Where fish-the-noun go, fish-the-verb enthusiasts are bound to follow. And it doesn’t matter much to them if the spot the fish are biting happens to be in the shadow of skyscrapers or within earshot of a major road. Fisher folk gather on the beach where Minnehaha Creek flows into the river. They rollerblade down Bryant Avenue with a wobbling pole attached to a backpack. They ride a bus home from Lake Phalen with fish flopping inside layers of plastic shopping bags. Once you start looking for it, you’ll find fishing everywhere in the Twin Cities — and you’ll also start to notice the hard work that goes into making sure people can keep casting a line.
While plenty of other cities have places people can fish, the Twin Cities stand out because of the sheer number of available bodies of water. Many people in the metro region are within a few miles of a lake, said Mario Traveline, who works with the Minnesota Department of Natural Resources’ Fishing in the Neighborhood program.
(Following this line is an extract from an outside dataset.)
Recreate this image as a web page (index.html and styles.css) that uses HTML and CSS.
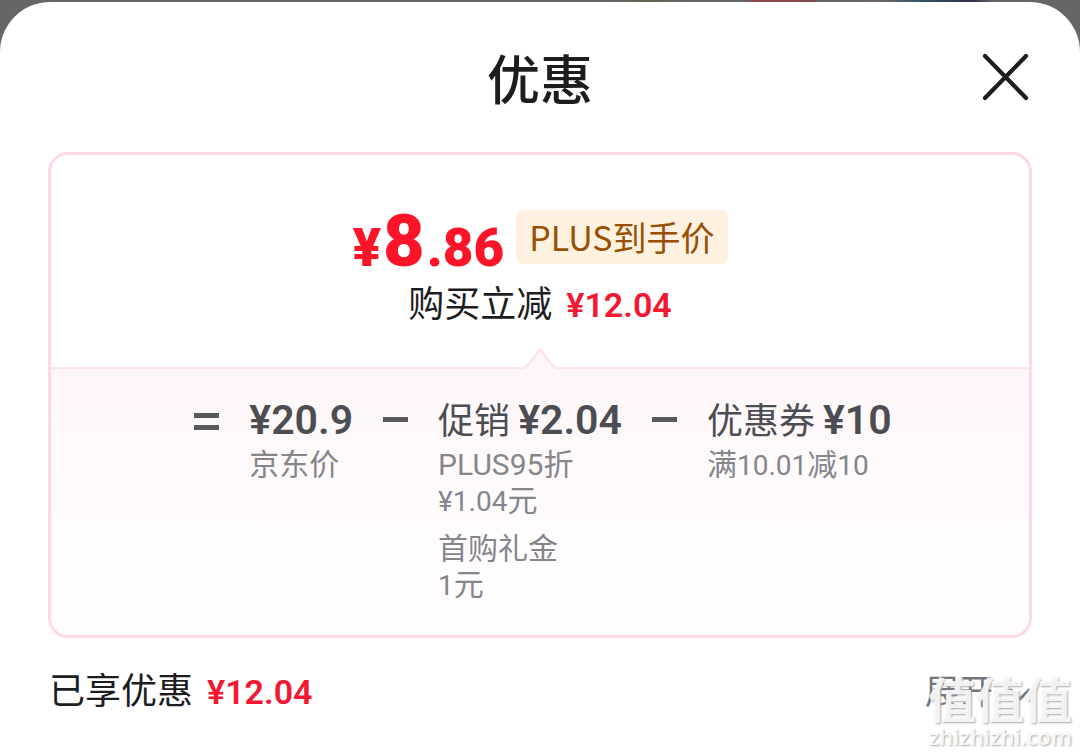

Part of his job is making sure that those lakes have fish in them.
It’s not a given that they will. People want to use city lakes in lots of different ways, Traveline said, and sometimes those uses conflict with each other. Take, for example, ice skating. To have a good ice skating lake, you need a safe, solid surface — which often means turning off aerators that would otherwise bubble oxygen through the water and disturb ice formation. Unfortunately, that oxygen is also pretty important to the local fish. The trade-off for a great winter of skating might be losing most of the fish in a lake, or whittling the population down to one particularly hardy species. After several low-oxygen winters, Powderhorn Lake got taken over by bullheads, a type of catfish. “A couple years ago that’s all you could catch,” Traveline said. “We wanted to have some variety.”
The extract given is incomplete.